Windeler ist Mitglied der Arzneimittelkommission der Deutschen Ärzteschaft, die sich der sinnvollen und wissenschaftlich basierten Therapie verschrieben hat. Ähnlich günstige Voraussetzungen für den Job als neuer Chef des IQWIG, der sich auf permanente Kritik der Arzneimittel- und Medizingerätehersteller gefasst machen muss, bringen wohl nur eine Handvoll Mediziner in Deutschland mit. Windeler gehört auch einer Vereinigung von Skeptikern an, die gegen Aberglaube, Esoterik - und auch Homöopathie - zu Felde zieht, weil sich nichts davon wissenschaftlich beweisen lässt.

Zuletzt war er Leitender Arzt des Medizinischen Dienstes der Krankenkassen - weswegen Windelers Berufung vorauseilt, er sei der Kandidat der Krankenkassen, die mit ihm auf einen energischen Sparmeister setzen, der die Kosten im Gesundheitswesen senken hilft. "Das Institut ist ja vor allem dazu da, herauszufinden, was die beste Medizin für die Menschen ist", sagt Windeler. "Wir sind gerade keine Sparkommission."

Zu höflich im Ringen mit den Lobbygruppen

Als methodisches Hilfsmittel hat Windeler schon früh die Evidenzbasierte Medizin (EbM) entdeckt. Das Wortungetüm beschreibt den Versuch, die besten wissenschaftlichen Studien und Beweise heranzuziehen, um eine Therapie oder diagnostische Methode zu beurteilen.
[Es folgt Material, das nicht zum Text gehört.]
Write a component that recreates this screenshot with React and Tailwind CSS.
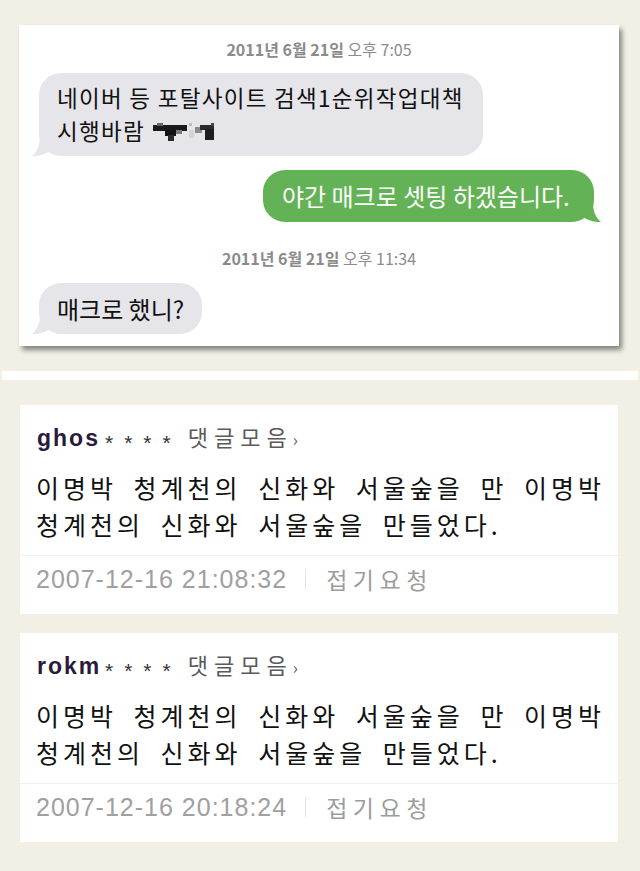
import React from 'react';

const KR = { fontFamily: '"Noto Sans CJK KR", "Noto Sans", sans-serif' };
const ARIAL = { fontFamily: '"Liberation Sans", Arial, sans-serif' };

// little curled tail under the chat bubbles
const Tail = ({ side, color }) => (
  <svg
    width="22"
    height="20"
    viewBox="0 0 22 20"
    className={`absolute bottom-0 ${side === 'left' ? '-left-[7px]' : '-right-[7px] -scale-x-100'}`}
  >
    <path d="M8 0 C8 10 5 16 0 20 C8 20 14 18 19 14 L22 14 L22 0 Z" fill={color} />
  </svg>
);

// pixelated (censored) emoji
const Pixelated = () => (
  <svg width="62" height="18" viewBox="0 0 62 18" className="inline-block ml-[8px] -mt-[4px] align-middle">
    <rect x="0" y="2" width="34" height="6" fill="#1a1a1a" />
    <rect x="4" y="0" width="6" height="3" fill="#666" />
    <rect x="12" y="7" width="11" height="6" fill="#111" />
    <rect x="15" y="12" width="6" height="6" fill="#2a2a2a" />
    <rect x="23" y="7" width="6" height="4" fill="#7a7a7a" />
    <rect x="36" y="0" width="3" height="3" fill="#bdbdbd" />
    <rect x="36" y="7" width="5" height="8" fill="#d4d4d6" />
    <rect x="42" y="4" width="7" height="6" fill="#8a8a8e" />
    <rect x="47" y="2" width="14" height="5" fill="#2a2a2a" />
    <rect x="52" y="6" width="9" height="11" fill="#1e1e1e" />
    <rect x="58" y="0" width="3" height="3" fill="#444" />
  </svg>
);

const Stamp = ({ date, time }) => (
  <div className="text-center text-[16px] leading-[20px] text-[#8b8b8b]" style={KR}>
    <span className="font-bold">{date}</span> {time}
  </div>
);

const Comment = ({ user, userWidth, date }) => (
  <div className="mx-[20px] w-[598px] h-[209px] bg-white flex flex-col">
    <div className="flex items-baseline pl-[17px] pt-[18px] h-[42px]">
      <span className={`font-bold text-[23px] leading-[24px] tracking-[2px] text-[#2a1b3d] ${userWidth}`} style={ARIAL}>
        {user}
      </span>
      <span className="text-[21px] tracking-[11px] text-[#333] translate-y-[4px]" style={ARIAL}>
        ****
      </span>
      <span className="ml-[6px] text-[22px] leading-[24px] tracking-[6px] text-[#5a5a5a]" style={KR}>
        댓글모음<span className="text-[17px]">›</span>
      </span>
    </div>
    <div
      className="mt-[22px] pl-[16px] text-[25px] leading-[37px] tracking-[4px] [word-spacing:7px] text-[#111] whitespace-nowrap"
      style={KR}
    >
      이명박 청계천의 신화와 서울숲을 만 이명박
      <br />
      청계천의 신화와 서울숲을 만들었다.
    </div>
    <div className="mt-[12px] h-px bg-[#efefea]" />
    <div className="flex items-center pl-[16px] pt-[10px] h-[36px]">
      <span className="text-[25px] leading-[26px] tracking-[1px] text-[#a0a0a0]" style={ARIAL}>
        {date}
      </span>
      <span className="ml-[18px] w-px h-[20px] bg-[#e2e2e2]" />
      <span className="ml-[20px] text-[23px] leading-[26px] tracking-[5.5px] text-[#9c9c9c]" style={KR}>
        접기요청
      </span>
    </div>
  </div>
);

export default function App() {
  return (
    <div className="min-h-[871px] w-[640px] bg-[#f2f0e5] pt-[25px] overflow-hidden">
      {/* message screenshot */}
      <div className="ml-[19px] w-[600px] h-[321px] bg-white shadow-[3px_4px_5px_rgba(0,0,0,0.45)] flex flex-col pt-[14px]">
        <Stamp date="2011년 6월 21일" time="오후 7:05" />

        <div
          className="relative mt-[14px] ml-[20px] w-[444px] h-[83px] rounded-[22px] bg-[#e5e5ea] pl-[18px] pt-[8px] text-[22.5px] leading-[33px] tracking-[1.3px] text-[#111]"
          style={KR}
        >
          네이버 등 포탈사이트 검색1순위작업대책
          <br />
          시행바람
          <Pixelated />
          <Tail side="left" color="#e5e5ea" />
        </div>

        <div
          className="relative mt-[14px] self-end mr-[25px] w-[331px] h-[52px] rounded-[22px] bg-[#63b356] pl-[19px] flex items-center text-[24px] text-white"
          style={KR}
        >
          야간 매크로 셋팅 하겠습니다.
          <Tail side="right" color="#63b356" />
        </div>

        <div className="mt-[26px]">
          <Stamp date="2011년 6월 21일" time="오후 11:34" />
        </div>

        <div
          className="relative mt-[15px] ml-[20px] w-[163px] h-[51px] rounded-[22px] bg-[#e5e5ea] pl-[18px] flex items-center text-[24px] text-[#111]"
          style={KR}
        >
          매크로 했니?
          <Tail side="left" color="#e5e5ea" />
        </div>
      </div>

      <div className="mt-[25px] mx-[2px] h-[9px] bg-white" />

      <div className="mt-[25px]">
        <Comment user="ghos" userWidth="w-[68px]" date="2007-12-16 21:08:32" />
      </div>
      <div className="mt-[19px]">
        <Comment user="rokm" userWidth="w-[68px]" date="2007-12-16 20:18:24" />
      </div>
    </div>
  );
}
Dazu müssen die wenigen methodisch hochwertigen Artikel in dem Wust der Fachliteratur identifiziert und ausgewertet werden. "Kochbuchmedizin" werfen Kritiker den Vertretern der EbM schnell vor, die in den angelsächsischen Ländern weitaus schneller Verbreitung fand als im autoritätsgläubigen Deutschland.

Ein Problem für Windeler könnte sein, dass er zu höflich ist, um sich im Ringen mit den Lobbygruppen in der Medizin mehr Gehör zu verschaffen. Als er in der Talkshow von Johannes B. Kerner 2009 zum Thema Vorsorge diskutierte, hatte Windeler zwar die besseren Argumente, warum viele Untersuchungen zur Krebsfrüherkennung nichts nützen. Gegen die populistischen Vereinfachungen seiner Gesprächspartner kam er aber nicht an.

"Diese Seite kann ich wohl noch ausbauen", sagt Windeler selbtkritisch. Lernen kann er von David Sackett. Der Oxford-Mediziner gilt als Mitbegründer der Evidenzbasierten Medizin. Für sein Standard-Buch zum Thema ließ er sich auf einem Panzer fotografieren - um ganz ohne Statistik zu zeigen, welch harter Kampf einem Arzt bevorsteht, der sich für die Wahrheit in der Medizin stark machen will.